4. SITUS BANAS BANTEN
Lokasi situs berada di Kampung Banas Banten, Desa Babakan Asem, Kecamatam Conggeang, terletak pada koordinat 6º85’51,8” LS dan 107º92’09,7” BT, di ketinggian 514 m dpl. Situs ini oleh masyarakat disebut dengan nama Eyang Banas Banten (Jayabuana Ningrat). Kondisi situs sudah mengalami perubahan yaitu dirubah dengan bentuk makam islam.

 
5. SITUS CIEUNTEUNG
Situs ini berada di Dusun Cieunteung, Desa Cipamekar Kec.Conggeang, terletak di ketinggian 570 m dpl dan pada koordinat  6º75’86,3” LS dan 108º00’00,6” BT. Menurut tradisi lisan, situs ini merupakan makam Sari Hatimah (Sanyak). Dan untuk masa sekarang, oleh masyarakat sekitar disebut dengan nama Dalem Tumenggung Surabima. Kondisi situs kurang terawat dan banyak batu yang hilang dari tempatnya yaitu sebuah batu yang disebut dengan nama “Batu Aji Sadepok” yang terletak di bawah struktur makam Surabima.
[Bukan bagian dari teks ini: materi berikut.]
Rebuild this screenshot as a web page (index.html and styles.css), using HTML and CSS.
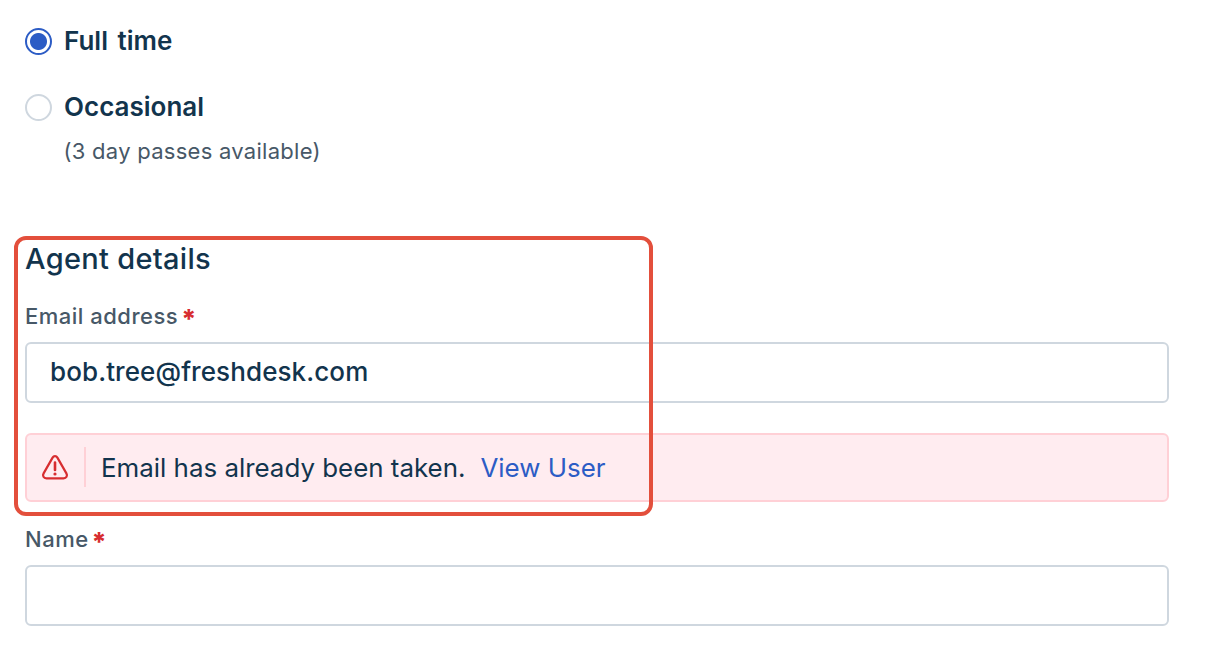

Di sekitar struktur makam Surabima tersebut sudah banyak makam-makam baru.

6. SITUS GUNUNG CISUSURU
Situs berada di Dusun Sahang, Desa Dayeuh Luhur, Kec.Ganeas. Terletak di sebelah selatan Pasir Dayeuh Luhur kira-kira 1 KM ke selatan, pada koordinat 6º89’44,7” LS dan 107º98’49,1” BT, dengan ketinggian 877 m dpl.


Situs masih dalam kondisi asli (insitu), karena menempati tanah kas desa. Situs dikenal sebagai makam Larasakti, atau oleh masyarakat dikenal dengan nama Eyang Haji atau Eyang Santri atau Kyai Larasakti.


Di lokasi situs terdapat 2 buah struktur batu mirip sebuah makam yang menghadap Timur-Barat, yang masing-masing berdiri 2 buah batu tegak. Karena kurang terawat, keadaan situs terancam rusak oleh akar-akar pohon.